Cardinals face challenge of stopping focused Dallas RB Ezekiel Elliott
TEMPE, Ariz. — The Cardinals know the most important detail about Dallas running back Ezekiel Elliott as they prepare for a Monday Night Football matchup with the Cowboys at University of Phoenix Stadium.
Elliott will play.
The U.S. Court of Appeals for the Fifth Circuit ignored the NFL’s request for a ruling by Sept. 26 on the emergency motion to stay the injunction that allows Elliott to play while the legal challenge to his six-game suspension proceeds. The court has set oral arguments for Monday, Oct 2.
That means Elliott will play against the Cardinals and on Oct. 1 against the Los Angeles Rams.
How to stop the NFL’s 2016 leading rusher is a different matter.
“He is a pads down runner,” Cardinals defensive coordinator James Bettcher said. “Whatever’s been said about the performance last week, I watch tape and I see a guy who carries the ball 20 times a game and averaged over 100 yards rushing a game and has a lot of talent who can burst on the second level, can make guys on the second level miss.
“You’ve got to wrap, you’ve got to run and we’ve got to rally when we tackle this guy.”
Elliott ran for 1,631 yards last season, and he topped 100 yards seven times. He ran for 104 yards against the New York Giants in the season opener, but the Denver Broncos held him to career lows in carries (nine) and yards (eight) in Week 2 in a 42-17 Broncos’ win.
Elliott faced criticism for a lack of effort at various points in that game, leading him to address those concerns head on.
“It’s definitely not me. It’s definitely not the type of player I am. It’s definitely not who I am for this team,” he told reporters in Dallas. “I just can’t do that. I was frustrated. I wasn’t myself.
“That’s no excuse for the lack of effort I showed on tape. I just can’t do that. Being one of the leaders on the team and being a guy that people count on, I can’t put that type of stuff on film.”
The Cardinals were interested in a different aspect of that film: what Denver did to stop Elliott. While the game situation limited his carries in the second half because the Broncos had a big lead, Denver was effective at shutting him down early.
“Our plan was to clog every gap, play man-three outside with the corners and their receivers and clog every gap,” Broncos coach Vance Joseph told reporters. “If he did pop a run, it was going to be on a missed tackle. It wasn’t going to be on an open gap.
“When they went three wides and one back, we played our normal base front with our normal secondary. It was a great plan by (defensive coordinator) Joe (Woods) and his staff and it obviously worked.”
The Cardinals weren’t giving away their game plan, but their defensive players talked Friday about the specific challenges Elliott creates.

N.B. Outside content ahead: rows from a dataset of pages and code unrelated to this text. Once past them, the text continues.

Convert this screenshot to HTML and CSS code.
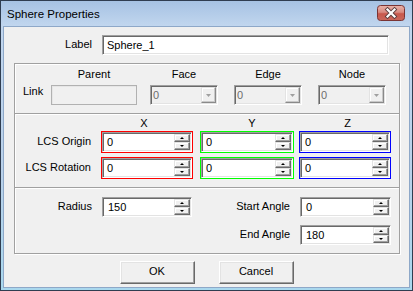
FILE: index.html
```html
<!DOCTYPE html>
<html>
<head>
<meta charset="utf-8">
<title>Sphere Properties</title>
<link rel="stylesheet" href="styles.css">
</head>
<body>
<div class="window">
  <div class="titlebar">
    <span class="title">Sphere Properties</span>
    <div class="close">
      <svg width="28" height="16" viewBox="0 0 28 16">
        <defs>
          <linearGradient id="cg" x1="0" y1="0" x2="0" y2="1">
            <stop offset="0" stop-color="#e9b3aa"/>
            <stop offset="0.45" stop-color="#d88a80"/>
            <stop offset="0.55" stop-color="#c8584c"/>
            <stop offset="1" stop-color="#c9685c"/>
          </linearGradient>
        </defs>
        <rect x="0.5" y="0.5" width="27" height="15" rx="3" fill="url(#cg)" stroke="#7a3434"/>
        <path d="M10.5 4.5 L17.5 11.5 M17.5 4.5 L10.5 11.5" stroke="#5b3d3d" stroke-width="4" stroke-linecap="square"/>
        <path d="M10.5 4.5 L17.5 11.5 M17.5 4.5 L10.5 11.5" stroke="#ffffff" stroke-width="2.2" stroke-linecap="square"/>
      </svg>
    </div>
  </div>
  <div class="client">
    <div class="label-row">
      <span class="lbl">Label</span>
      <div class="edit"><span class="val">Sphere_1</span></div>
    </div>

    <div class="group g-link">
      <span></span>
      <div class="hdr hp">Parent</div>
      <div class="hdr hc">Face</div>
      <div class="hdr hc">Edge</div>
      <div class="hdr hc">Node</div>

      <span class="link-lbl">Link</span>
      <div class="pbox"></div>
      <div class="combo"><span class="val">0</span><div class="dd"><svg width="5" height="3" viewBox="0 0 5 3"><polygon points="0,0 5,0 2.5,3" fill="#a0a0a0"/></svg></div></div>
      <div class="combo"><span class="val">0</span><div class="dd"><svg width="5" height="3" viewBox="0 0 5 3"><polygon points="0,0 5,0 2.5,3" fill="#a0a0a0"/></svg></div></div>
      <div class="combo"><span class="val">0</span><div class="dd"><svg width="5" height="3" viewBox="0 0 5 3"><polygon points="0,0 5,0 2.5,3" fill="#a0a0a0"/></svg></div></div>
    </div>

    <div class="group g-lcs">
      <span></span>
      <div class="hdr hx">X</div>
      <div class="hdr hy">Y</div>
      <div class="hdr hz">Z</div>

      <span class="lbl lcs-lbl">LCS Origin</span>
      <div class="cbox red w92"><div class="spin"><span class="val">0</span><div class="btns"><div class="sb"><i class="up"></i></div><div class="sb"><i class="down"></i></div></div></div></div>
      <div class="cbox green w94"><div class="spin"><span class="val">0</span><div class="btns"><div class="sb"><i class="up"></i></div><div class="sb"><i class="down"></i></div></div></div></div>
      <div class="cbox blue w92"><div class="spin"><span class="val">0</span><div class="btns"><div class="sb"><i class="up"></i></div><div class="sb"><i class="down"></i></div></div></div></div>

      <span class="lbl lcs-lbl">LCS Rotation</span>
      <div class="cbox red w92"><div class="spin"><span class="val">0</span><div class="btns"><div class="sb"><i class="up"></i></div><div class="sb"><i class="down"></i></div></div></div></div>
      <div class="cbox green w94"><div class="spin"><span class="val">0</span><div class="btns"><div class="sb"><i class="up"></i></div><div class="sb"><i class="down"></i></div></div></div></div>
      <div class="cbox blue w92"><div class="spin"><span class="val">0</span><div class="btns"><div class="sb"><i class="up"></i></div><div class="sb"><i class="down"></i></div></div></div></div>
    </div>

    <div class="group g-geo">
      <span class="lbl geo-lbl">Radius</span>
      <div class="spin edit-spin"><span class="val">150</span><div class="btns"><div class="sb"><i class="up"></i></div><div class="sb"><i class="down"></i></div></div></div>
      <span class="lbl geo-lbl">Start Angle</span>
      <div class="spin edit-spin"><span class="val">0</span><div class="btns"><div class="sb"><i class="up"></i></div><div class="sb"><i class="down"></i></div></div></div>

      <span class="r2c3 lbl geo-lbl">End Angle</span>
      <div class="r2c4 spin edit-spin"><span class="val">180</span><div class="btns"><div class="sb"><i class="up"></i></div><div class="sb"><i class="down"></i></div></div></div>
    </div>

    <div class="buttons">
      <div class="btn">OK</div>
      <div class="btn">Cancel</div>
    </div>
  </div>
</div>
</body>
</html>
```

FILE: styles.css
```css
html, body {
  margin: 0;
  padding: 0;
}
body {
  font-family: "Liberation Sans", Arial, sans-serif;
  font-size: 11px;
  color: #000;
  background: #ffffff;
}
.window {
  width: 413px;
  height: 291px;
  box-sizing: border-box;
  border: 1px solid #2f3d50;
  padding: 0 2px 2px 2px;
  background: linear-gradient(to bottom, #a6c2e3 0px, #c1d6ee 25px, #b9d1ea 60%, #a9d8ee 100%);
  display: flex;
  flex-direction: column;
}
.titlebar {
  height: 25px;
  flex: none;
  display: flex;
  align-items: center;
  justify-content: space-between;
  padding-left: 4px;
}
.title {
  font-size: 11.5px;
  color: #000;
}
.close {
  align-self: flex-start;
  margin-top: 4px;
  margin-right: 5px;
  width: 28px;
  height: 16px;
}
.close svg { display: block; }

.client {
  flex: 1;
  background: #f0f0f0;
  border: 1px solid #8ea8c8;
  display: flex;
  flex-direction: column;
}

.lbl {
  text-align: right;
  padding-bottom: 3px;
  white-space: nowrap;
}

/* Label row */
.label-row {
  display: grid;
  grid-template-columns: 88px 287px;
  column-gap: 10px;
  align-items: center;
  margin-top: 8px;
}

/* sunken edit */
.edit, .spin, .combo {
  box-sizing: border-box;
  height: 20px;
  border: 1px solid;
  border-color: #a0a0a0 #ffffff #ffffff #a0a0a0;
  box-shadow: inset 1px 1px 0 #696969, inset -1px -1px 0 #e3e3e3;
  padding: 1px;
  display: flex;
  align-items: stretch;
  background: #fff;
}
.val {
  flex: 1;
  display: flex;
  align-items: center;
  padding-left: 3px;
  white-space: nowrap;
}

/* group boxes */
.group {
  border: 1px solid #a0a0a0;
  box-shadow: inset 1px 1px 0 #ffffff, 1px 1px 0 #ffffff;
  margin: 0 9px 0 10px;
}

/* Link group */
.g-link {
  margin-top: 8px;
  padding: 4px 0 8px 8px;
  display: grid;
  grid-template-columns: 28px 99px 84px 84px 68px;
  grid-template-rows: 13px 20px;
  row-gap: 4px;
}
.hdr {
  line-height: 13px;
  text-align: center;
  white-space: nowrap;
}
.hp { width: 86px; }
.hc { width: 68px; }
.link-lbl {
  align-self: start;
}
.pbox {
  box-sizing: border-box;
  width: 86px;
  height: 20px;
  border: 1px solid #b1b1b1;
  box-shadow: inset 1px 1px 0 #e6e6e6;
  background: #f0f0f0;
}
.combo {
  width: 68px;
  background: #f0f0f0;
}
.combo .val {
  color: #6d6d6d;
  padding-left: 1px;
}
.dd {
  width: 15px;
  box-sizing: border-box;
  border: 1px solid;
  border-color: #e3e3e3 #8a8a8a #8a8a8a #e3e3e3;
  box-shadow: inset -1px -1px 0 #c8c8c8, inset 1px 1px 0 #ffffff;
  background: #f0f0f0;
  display: flex;
  align-items: center;
  justify-content: center;
}
.dd svg { display: block; }

/* LCS group */
.g-lcs {
  margin-top: -1px;
  padding: 3px 0 8px 0;
  display: grid;
  grid-template-columns: 86px 99px 99px 92px;
  grid-template-rows: 10px 22px 22px;
  row-gap: 4px;
  align-items: start;
}
.g-lcs .hdr { align-self: start; }
.hx { width: 92px; padding-right: 6px; box-sizing: border-box; }
.hy { width: 94px; padding-left: 10px; box-sizing: border-box; }
.hz { width: 92px; padding-left: 5px; box-sizing: border-box; }
.lcs-lbl {
  padding-right: 10px;
  align-self: center;
}
.cbox {
  box-sizing: border-box;
  height: 22px;
  border: 1px solid;
}
.cbox .spin { height: 20px; }
.red { border-color: #ff0000; }
.green { border-color: #00ff00; }
.blue { border-color: #0000ff; }
.w92 { width: 92px; }
.w94 { width: 94px; }

/* spinner buttons */
.btns {
  width: 16px;
  display: flex;
  flex-direction: column;
}
.sb {
  flex: 1;
  box-sizing: border-box;
  border: 1px solid;
  border-color: #e3e3e3 #696969 #696969 #e3e3e3;
  box-shadow: inset -1px -1px 0 #a0a0a0, inset 1px 1px 0 #ffffff;
  background: #f0f0f0;
  display: flex;
  align-items: center;
  justify-content: center;
}
.up, .down {
  display: block;
  width: 0;
  height: 0;
  border-left: 2px solid transparent;
  border-right: 2px solid transparent;
}
.up { border-bottom: 2px solid #000; }
.down { border-top: 2px solid #000; }

/* geometry group */
.g-geo {
  margin-top: -1px;
  padding: 9px 0 8px 0;
  display: grid;
  grid-template-columns: 77px 90px 88px 91px;
  grid-template-rows: 20px 20px;
  column-gap: 10px;
  row-gap: 8px;
  align-items: center;
}
.edit-spin .val { padding-left: 4px; }
.r2c3 { grid-column: 3; grid-row: 2; }
.r2c4 { grid-column: 4; grid-row: 2; }

/* dialog buttons */
.buttons {
  margin-top: 7px;
  display: flex;
  justify-content: center;
  gap: 24px;
}
.btn {
  width: 75px;
  height: 23px;
  box-sizing: border-box;
  border: 1px solid;
  border-color: #ffffff #696969 #696969 #ffffff;
  box-shadow: inset -1px -1px 0 #a0a0a0, inset 1px 1px 0 #e3e3e3;
  background: #f0f0f0;
  display: flex;
  align-items: center;
  justify-content: center;
  padding-bottom: 3px;
}
```
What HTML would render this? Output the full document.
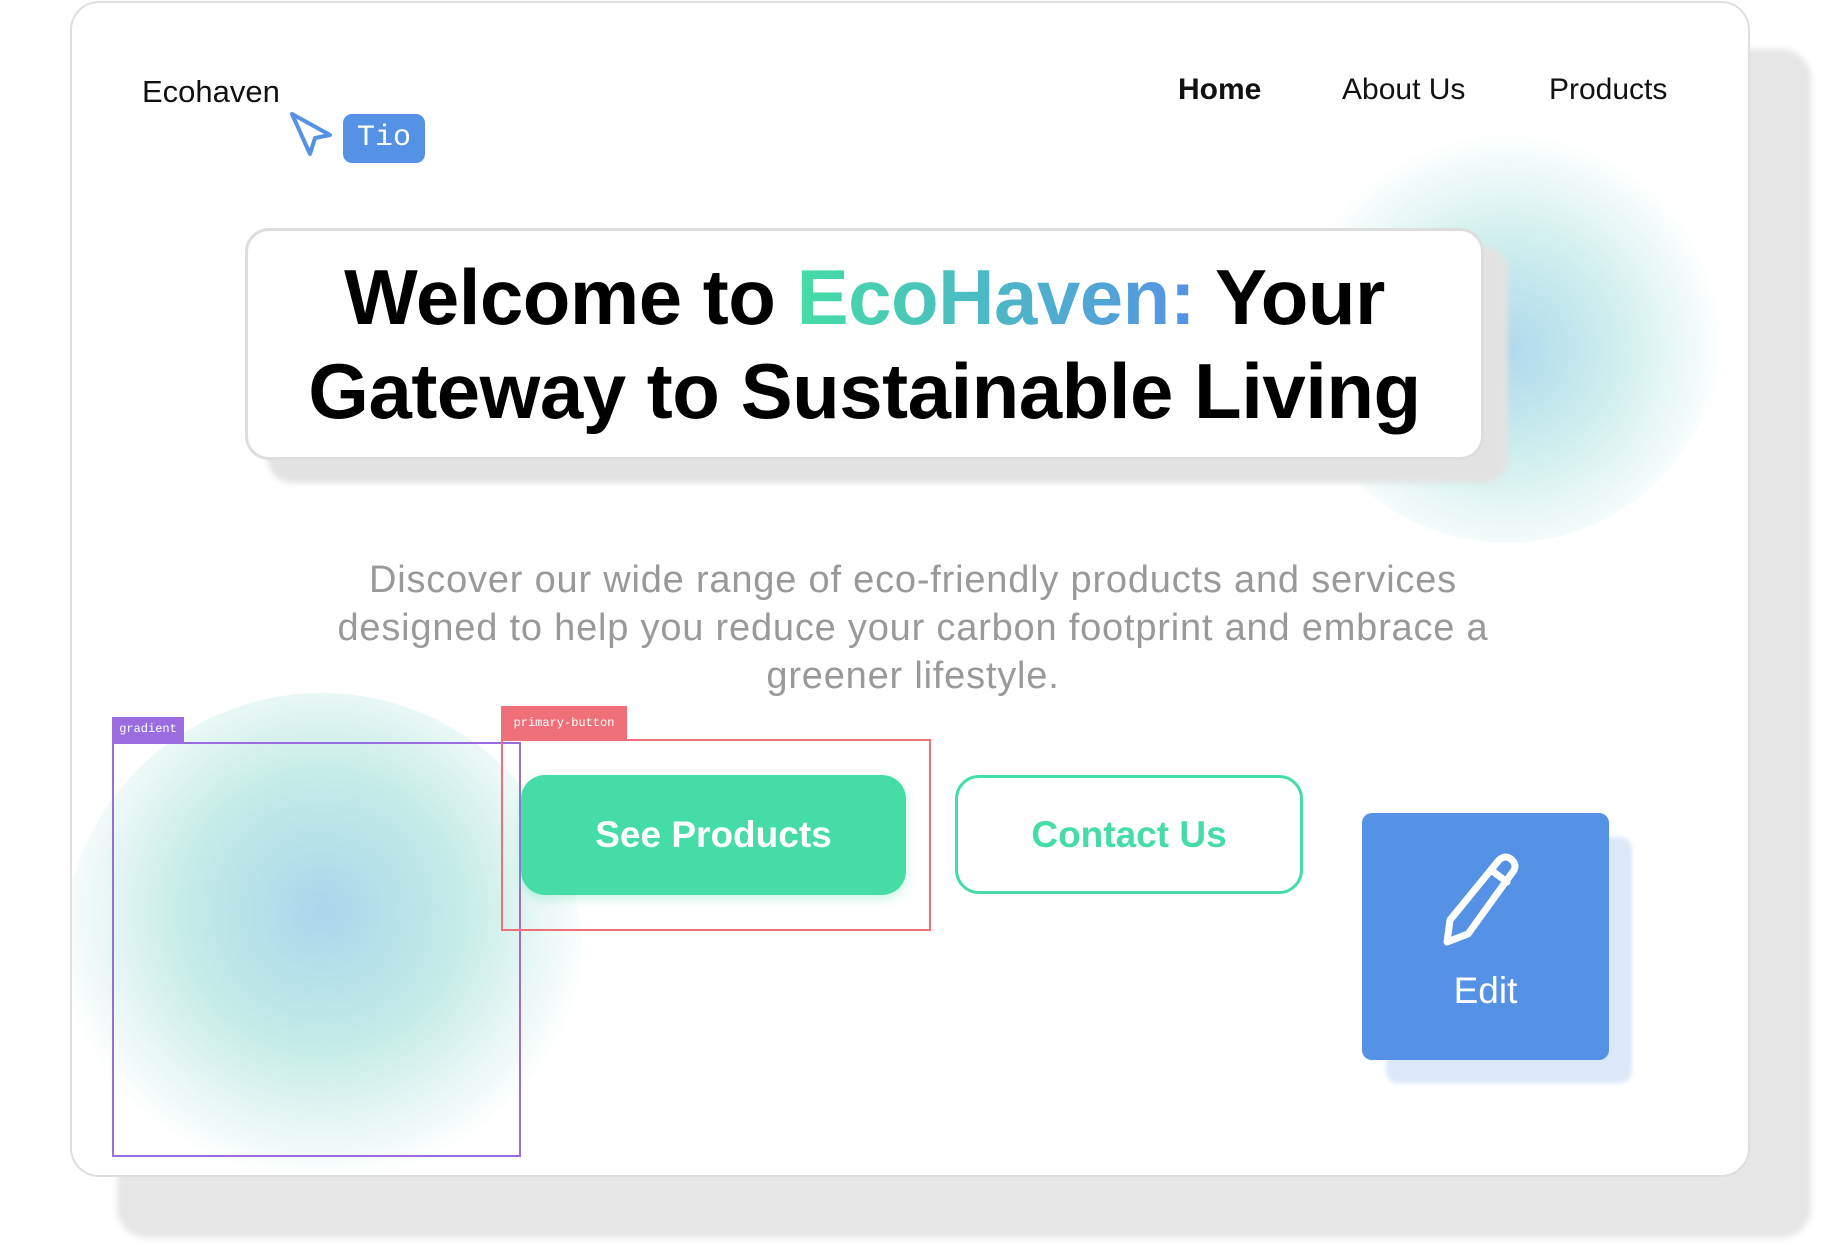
<!DOCTYPE html>
<html><head><meta charset="utf-8"><style>
*{margin:0;padding:0;box-sizing:border-box}
body{width:1827px;height:1257px;background:#fff;position:relative;overflow:hidden;font-family:"Liberation Sans",sans-serif}
.abs{position:absolute}
</style></head><body>
<div class="abs" style="left:117px;top:49px;width:1694px;height:1189px;background:#e6e6e6;border-radius:30px;filter:blur(3px)"></div>
<div class="abs" style="left:70px;top:1px;width:1680px;height:1176px;background:#fff;border:2px solid #dedede;border-radius:29px;overflow:hidden">
  <div class="abs" style="left:1220px;top:110px;width:430px;height:430px;border-radius:50%;background:radial-gradient(circle at 50% 55%,rgba(140,200,230,.7) 0%,rgba(150,220,215,.45) 35%,rgba(255,255,255,0) 68%)"></div>
  <div class="abs" style="left:-10px;top:690px;width:520px;height:520px;border-radius:50%;background:radial-gradient(circle at 50% 42%,rgba(140,200,230,.75) 0%,rgba(150,220,210,.55) 35%,rgba(255,255,255,0) 68%)"></div>
</div>
<div class="abs" style="left:142px;top:74px;font-size:31px;color:#111">Ecohaven</div>
<svg class="abs" style="left:288px;top:110px" width="48" height="50" viewBox="0 0 48 50"><path d="M4 4 L42 25 L27 28 L22 44 Z" fill="none" stroke="#5592e6" stroke-width="4" stroke-linejoin="round"/></svg>
<div class="abs" style="left:343px;top:114px;width:82px;height:49px;background:#5592e6;border-radius:9px;color:#fff;font-family:'Liberation Mono',monospace;font-size:30px;line-height:49px;text-align:center">Tio</div>
<div class="abs" style="left:1178px;top:73px;font-size:30px;color:#111;font-weight:bold">Home</div>
<div class="abs" style="left:1342px;top:73px;font-size:30px;color:#111">About Us</div>
<div class="abs" style="left:1549px;top:73px;font-size:30px;color:#111">Products</div>
<div class="abs" style="left:268px;top:246px;width:1240px;height:237px;background:#e2e2e2;border-radius:24px;filter:blur(3px)"></div>
<div class="abs" style="left:245px;top:228px;width:1239px;height:232px;background:#fff;border:3px solid #ddd;border-radius:24px"></div>
<div class="abs" style="left:225px;top:250px;width:1279px;text-align:center;font-size:78px;font-weight:bold;line-height:94px;color:#000;letter-spacing:-0.5px">Welcome to <span style="background:linear-gradient(90deg,#45dda5,#5592e6);-webkit-background-clip:text;background-clip:text;color:transparent">EcoHaven:</span> Your<br>Gateway to Sustainable Living</div>
<div class="abs" style="left:163px;top:556px;width:1500px;text-align:center;font-size:38px;line-height:48px;color:#999;letter-spacing:0.8px">Discover our wide range of eco-friendly products and services<br>designed to help you reduce your carbon footprint and embrace a<br>greener lifestyle.</div>
<div class="abs" style="left:112px;top:717px;width:72px;height:25px;background:#9b6be0;color:#fff;font-family:'Liberation Mono',monospace;font-size:12px;line-height:25px;text-align:center">gradient</div>
<div class="abs" style="left:112px;top:742px;width:409px;height:415px;border:2px solid #9b6be0"></div>
<div class="abs" style="left:501px;top:706px;width:126px;height:34px;background:#f0707a;color:#fff;font-family:'Liberation Mono',monospace;font-size:12px;line-height:34px;text-align:center">primary-button</div>
<div class="abs" style="left:501px;top:739px;width:430px;height:192px;border:2px solid #f0707a"></div>
<div class="abs" style="left:521px;top:775px;width:385px;height:120px;background:#45dda5;border-radius:24px;color:#fff;font-size:37px;font-weight:bold;line-height:120px;text-align:center;box-shadow:0 4px 10px rgba(69,221,165,.3)">See Products</div>
<div class="abs" style="left:955px;top:775px;width:348px;height:119px;border:3px solid #45dda5;border-radius:24px;color:#45dda5;font-size:37px;font-weight:bold;line-height:113px;text-align:center">Contact Us</div>
<div class="abs" style="left:1386px;top:837px;width:246px;height:246px;background:#dce8f8;border-radius:12px;filter:blur(2px)"></div>
<div class="abs" style="left:1362px;top:813px;width:247px;height:247px;background:#5592e6;border-radius:10px"></div>
<svg class="abs" style="left:1434px;top:848px" width="100" height="100" viewBox="0 0 100 100"><path d="M65 12 Q72 6 78 12 Q84 18 78 25 L34 86 L13 94 L16 72 Z M57 22 L73 34" fill="none" stroke="#fff" stroke-width="7" stroke-linejoin="round" stroke-linecap="round"/></svg>
<div class="abs" style="left:1362px;top:970px;width:247px;text-align:center;color:#fff;font-size:37px">Edit</div>
</body></html>
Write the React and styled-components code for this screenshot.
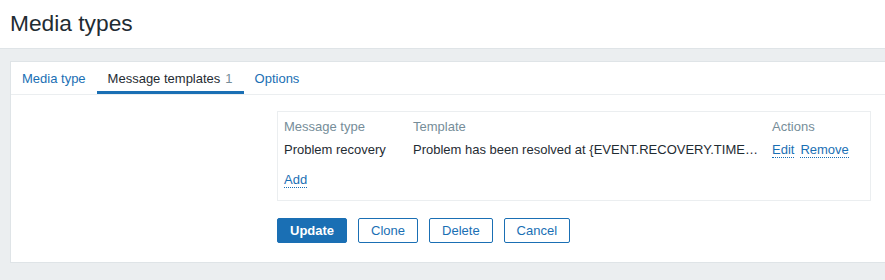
import React from "react";
import styled, { createGlobalStyle } from "styled-components";

const Global = createGlobalStyle`
  html, body { margin: 0; padding: 0; background: #ebeef0; }
  body { font-family: Arial, "Liberation Sans", sans-serif; font-size: 13px; color: #1f2c33; }
`;

const Header = styled.header`
  height: 48px;
  background: #ffffff;
  border-bottom: 1px solid #dfe4e7;
  display: flex;
  align-items: center;
  padding: 0 10px;
`;

const Title = styled.h1`
  margin: 0;
  font-size: 22.75px;
  font-weight: normal;
  color: #1f2c33;
  position: relative;
  top: -1px;
`;

const Main = styled.main`
  padding: 12px 0 0 10px;
`;

const Panel = styled.section`
  background: #ffffff;
  border: 1px solid #dfe4e7;
  border-right: none;
`;

const Tabs = styled.nav`
  display: flex;
  border-bottom: 1px solid #ebeef0;
  height: 32px;
`;

const Tab = styled.div`
  padding: 3px 11px 0 11px;
  display: flex;
  align-items: center;
  color: ${(p) => (p.$active ? "#1f2c33" : "#1a6fb4")};
  border-bottom: 3px solid ${(p) => (p.$active ? "#1a6fb4" : "transparent")};
`;

const Count = styled.span`
  color: #768d99;
  margin-left: 5px;
`;

const Body = styled.div`
  display: grid;
  grid-template-columns: 266px 594px;
  padding: 16px 0 19px;
`;

const Field = styled.div`
  grid-column: 2;
  display: flex;
  flex-direction: column;
  gap: 17px;
`;

const TableBox = styled.div`
  border: 1px solid #ebeef0;
  padding: 4px 0 13px;
`;

const Table = styled.table`
  width: 100%;
  border-collapse: collapse;
  table-layout: fixed;
`;

const Th = styled.th`
  box-sizing: border-box;
  text-align: left;
  font-weight: normal;
  color: #768d99;
  padding: 3px 6px 4px;
  width: ${(p) => p.$w || "auto"};
`;

const Td = styled.td`
  padding: 4px 6px 5px;
  white-space: nowrap;
  overflow: ${(p) => (p.$actions ? "visible" : "hidden")};
  text-overflow: ellipsis;
`;

const LinkText = styled.a`
  color: #1a6fb4;
  text-decoration: none;
  border-bottom: 1px dotted #1a6fb4;
  cursor: pointer;
  margin-right: ${(p) => (p.$gap ? "6px" : "0")};
`;

const AddRow = styled.div`
  padding: 10px 6px 0;
`;

const Buttons = styled.div`
  display: flex;
  gap: 11px;
`;

const Button = styled.button`
  height: 25px;
  padding: 0 12px;
  font-family: inherit;
  font-size: 13px;
  border-radius: 2px;
  border: 1px solid #1a6fb4;
  background: ${(p) => (p.$primary ? "#1a6fb4" : "#ffffff")};
  color: ${(p) => (p.$primary ? "#ffffff" : "#1a6fb4")};
  font-weight: ${(p) => (p.$primary ? "bold" : "normal")};
`;

export default function App() {
  return (
    <>
      <Global />
      <Header>
        <Title>Media types</Title>
      </Header>
      <Main>
        <Panel>
          <Tabs>
            <Tab>Media type</Tab>
            <Tab $active>
              Message templates<Count>1</Count>
            </Tab>
            <Tab>Options</Tab>
          </Tabs>
          <Body>
            <Field>
              <TableBox>
                <Table>
                  <thead>
                    <tr>
                      <Th $w="129px">Message type</Th>
                      <Th $w="359px">Template</Th>
                      <Th>Actions</Th>
                    </tr>
                  </thead>
                  <tbody>
                    <tr>
                      <Td>Problem recovery</Td>
                      <Td>Problem has been resolved at {"{EVENT.RECOVERY.TIME}"} on {"{EVENT.RECOVERY.DATE}"}</Td>
                      <Td $actions>
                        <LinkText $gap>Edit</LinkText>
                        <LinkText>Remove</LinkText>
                      </Td>
                    </tr>
                  </tbody>
                </Table>
                <AddRow>
                  <LinkText>Add</LinkText>
                </AddRow>
              </TableBox>
              <Buttons>
                <Button $primary>Update</Button>
                <Button>Clone</Button>
                <Button>Delete</Button>
                <Button>Cancel</Button>
              </Buttons>
            </Field>
          </Body>
        </Panel>
      </Main>
    </>
  );
}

“First off, when you’re playing Ezekiel Elliott, you’re basically playing the O-line and it’s a good one so that’s its own challenge,” defensive lineman Frostee Rucker said. “Elliott’s short in height but he’s not a small guy. With his height, he can hide behind blockers and they do a lot of things to make sure he’s in space and he gets the matchups he wants.
“They do a lot of unorthodox things that you might call trick plays but they’re within their offense, base plays that they run so we have to be tuned in the whole 60 minutes.”
Defensive tackle Corey Peters stressed the importance of team defense.
“He’s a bigger back and he runs hard so it’s difficult to get him down without having a clean shot on him and you’re not going to get too many line-him-up-and-hit him shots in this game,” Peters said. “You’re battling blocks and all these different things so we’ve got to do a good job up front of striking offensive linemen, pushing them back, getting separation, getting off blocks and getting our bodies on him so that he has to run through you to beat you. And we’re going to have to gang tackle him in those situations where you’re not squared up.”
Dallas’ vaunted offensive line took some hits in the offseason. Left guard Ronald Leary signed a four-year $35 million contract with Denver, and right tackle Doug Free retired. Left tackle Tyson Smith has also faced recent criticism for his play, but Bettcher still sees a tough task ahead, and a time-honored solution.
“It will come down to tackling,” he said. “As small as that is and maybe that’s a statement you’d probably hear from a coach who is coaching middle school or elementary school, but that’s what it’s going to be about.
“We’re going to have to tackle well on early downs to put us in position on second and third downs to be able to do some of the things that we want to do defensively.”